>> START

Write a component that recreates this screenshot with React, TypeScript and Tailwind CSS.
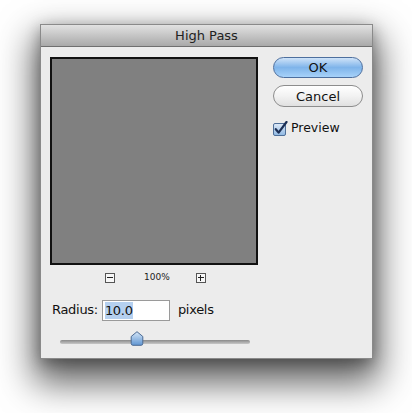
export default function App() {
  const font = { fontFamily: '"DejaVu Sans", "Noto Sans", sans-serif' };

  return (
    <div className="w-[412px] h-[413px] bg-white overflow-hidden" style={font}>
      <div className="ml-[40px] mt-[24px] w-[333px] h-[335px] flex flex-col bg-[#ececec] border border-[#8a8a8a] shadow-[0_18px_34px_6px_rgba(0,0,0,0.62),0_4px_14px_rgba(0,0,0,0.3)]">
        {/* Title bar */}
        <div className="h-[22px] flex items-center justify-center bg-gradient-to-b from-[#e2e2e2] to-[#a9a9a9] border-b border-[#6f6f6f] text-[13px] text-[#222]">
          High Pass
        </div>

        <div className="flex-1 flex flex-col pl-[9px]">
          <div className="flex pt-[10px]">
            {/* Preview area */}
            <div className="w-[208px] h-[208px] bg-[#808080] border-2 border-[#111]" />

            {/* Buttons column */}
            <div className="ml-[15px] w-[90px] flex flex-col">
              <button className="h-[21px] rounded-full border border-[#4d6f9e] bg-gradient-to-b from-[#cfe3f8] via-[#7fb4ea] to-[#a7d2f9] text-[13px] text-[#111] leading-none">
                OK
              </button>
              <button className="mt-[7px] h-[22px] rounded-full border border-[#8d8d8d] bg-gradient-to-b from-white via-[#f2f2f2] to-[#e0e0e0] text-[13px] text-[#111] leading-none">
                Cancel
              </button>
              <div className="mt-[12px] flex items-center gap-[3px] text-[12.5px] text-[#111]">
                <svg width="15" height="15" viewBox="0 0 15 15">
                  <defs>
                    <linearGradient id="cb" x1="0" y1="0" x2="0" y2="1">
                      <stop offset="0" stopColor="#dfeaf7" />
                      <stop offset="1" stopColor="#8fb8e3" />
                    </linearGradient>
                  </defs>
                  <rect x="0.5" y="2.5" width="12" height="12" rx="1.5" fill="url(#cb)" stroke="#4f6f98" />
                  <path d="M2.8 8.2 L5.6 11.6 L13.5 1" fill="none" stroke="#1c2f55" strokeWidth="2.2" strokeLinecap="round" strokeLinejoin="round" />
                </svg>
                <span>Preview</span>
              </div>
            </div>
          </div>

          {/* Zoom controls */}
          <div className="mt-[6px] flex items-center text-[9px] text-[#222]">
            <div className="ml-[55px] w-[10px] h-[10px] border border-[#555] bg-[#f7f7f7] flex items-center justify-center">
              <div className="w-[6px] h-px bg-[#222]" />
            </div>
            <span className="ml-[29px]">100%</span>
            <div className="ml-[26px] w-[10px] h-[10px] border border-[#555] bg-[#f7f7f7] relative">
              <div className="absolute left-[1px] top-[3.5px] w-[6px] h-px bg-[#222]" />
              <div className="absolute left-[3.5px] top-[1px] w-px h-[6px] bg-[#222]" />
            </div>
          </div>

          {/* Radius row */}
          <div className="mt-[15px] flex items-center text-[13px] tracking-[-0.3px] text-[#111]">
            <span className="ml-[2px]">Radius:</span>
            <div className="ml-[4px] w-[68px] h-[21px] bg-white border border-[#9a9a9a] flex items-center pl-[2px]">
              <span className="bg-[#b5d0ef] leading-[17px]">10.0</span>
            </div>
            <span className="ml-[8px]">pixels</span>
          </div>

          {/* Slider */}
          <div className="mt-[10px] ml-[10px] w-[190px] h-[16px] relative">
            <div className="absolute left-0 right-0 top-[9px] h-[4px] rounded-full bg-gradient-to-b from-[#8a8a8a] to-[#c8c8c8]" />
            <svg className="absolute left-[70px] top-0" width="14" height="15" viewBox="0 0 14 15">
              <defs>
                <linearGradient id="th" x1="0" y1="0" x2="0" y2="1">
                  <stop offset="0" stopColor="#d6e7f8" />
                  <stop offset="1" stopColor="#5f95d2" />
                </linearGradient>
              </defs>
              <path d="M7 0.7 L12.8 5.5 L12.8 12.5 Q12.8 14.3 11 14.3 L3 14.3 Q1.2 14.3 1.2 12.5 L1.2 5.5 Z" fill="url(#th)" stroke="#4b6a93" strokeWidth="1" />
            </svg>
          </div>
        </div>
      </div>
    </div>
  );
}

>> END

◆ Exercise
Pictures are to be left out; repeat all the remaining data exactly.

◆ Result for this exercise
Write a component that recreates this screenshot with React, TypeScript and Tailwind CSS.
export default function App() {
  const font = { fontFamily: '"DejaVu Sans", "Noto Sans", sans-serif' };

  return (
    <div className="w-[412px] h-[413px] bg-white overflow-hidden" style={font}>
      <div className="ml-[40px] mt-[24px] w-[333px] h-[335px] flex flex-col bg-[#ececec] border border-[#8a8a8a] shadow-[0_18px_34px_6px_rgba(0,0,0,0.62),0_4px_14px_rgba(0,0,0,0.3)]">
        {/* Title bar */}
        <div className="h-[22px] flex items-center justify-center bg-gradient-to-b from-[#e2e2e2] to-[#a9a9a9] border-b border-[#6f6f6f] text-[13px] text-[#222]">
          High Pass
        </div>

        <div className="flex-1 flex flex-col pl-[9px]">
          <div className="flex pt-[10px]">
            {/* Preview area */}
            <div className="w-[208px] h-[208px] bg-[#808080] border-2 border-[#111]" />

            {/* Buttons column */}
            <div className="ml-[15px] w-[90px] flex flex-col">
              <button className="h-[21px] rounded-full border border-[#4d6f9e] bg-gradient-to-b from-[#cfe3f8] via-[#7fb4ea] to-[#a7d2f9] text-[13px] text-[#111] leading-none">
                OK
              </button>
              <button className="mt-[7px] h-[22px] rounded-full border border-[#8d8d8d] bg-gradient-to-b from-white via-[#f2f2f2] to-[#e0e0e0] text-[13px] text-[#111] leading-none">
                Cancel
              </button>
              <div className="mt-[12px] flex items-center gap-[3px] text-[12.5px] text-[#111]">
                <svg width="15" height="15" viewBox="0 0 15 15">
                  <defs>
                    <linearGradient id="cb" x1="0" y1="0" x2="0" y2="1">
                      <stop offset="0" stopColor="#dfeaf7" />
                      <stop offset="1" stopColor="#8fb8e3" />
                    </linearGradient>
                  </defs>
                  <rect x="0.5" y="2.5" width="12" height="12" rx="1.5" fill="url(#cb)" stroke="#4f6f98" />
                  <path d="M2.8 8.2 L5.6 11.6 L13.5 1" fill="none" stroke="#1c2f55" strokeWidth="2.2" strokeLinecap="round" strokeLinejoin="round" />
                </svg>
                <span>Preview</span>
              </div>
            </div>
          </div>

          {/* Zoom controls */}
          <div className="mt-[6px] flex items-center text-[9px] text-[#222]">
            <div className="ml-[55px] w-[10px] h-[10px] border border-[#555] bg-[#f7f7f7] flex items-center justify-center">
              <div className="w-[6px] h-px bg-[#222]" />
            </div>
            <span className="ml-[29px]">100%</span>
            <div className="ml-[26px] w-[10px] h-[10px] border border-[#555] bg-[#f7f7f7] relative">
              <div className="absolute left-[1px] top-[3.5px] w-[6px] h-px bg-[#222]" />
              <div className="absolute left-[3.5px] top-[1px] w-px h-[6px] bg-[#222]" />
            </div>
          </div>

          {/* Radius row */}
          <div className="mt-[15px] flex items-center text-[13px] tracking-[-0.3px] text-[#111]">
            <span className="ml-[2px]">Radius:</span>
            <div className="ml-[4px] w-[68px] h-[21px] bg-white border border-[#9a9a9a] flex items-center pl-[2px]">
              <span className="bg-[#b5d0ef] leading-[17px]">10.0</span>
            </div>
            <span className="ml-[8px]">pixels</span>
          </div>

          {/* Slider */}
          <div className="mt-[10px] ml-[10px] w-[190px] h-[16px] relative">
            <div className="absolute left-0 right-0 top-[9px] h-[4px] rounded-full bg-gradient-to-b from-[#8a8a8a] to-[#c8c8c8]" />
            <svg className="absolute left-[70px] top-0" width="14" height="15" viewBox="0 0 14 15">
              <defs>
                <linearGradient id="th" x1="0" y1="0" x2="0" y2="1">
                  <stop offset="0" stopColor="#d6e7f8" />
                  <stop offset="1" stopColor="#5f95d2" />
                </linearGradient>
              </defs>
              <path d="M7 0.7 L12.8 5.5 L12.8 12.5 Q12.8 14.3 11 14.3 L3 14.3 Q1.2 14.3 1.2 12.5 L1.2 5.5 Z" fill="url(#th)" stroke="#4b6a93" strokeWidth="1" />
            </svg>
          </div>
        </div>
      </div>
    </div>
  );
}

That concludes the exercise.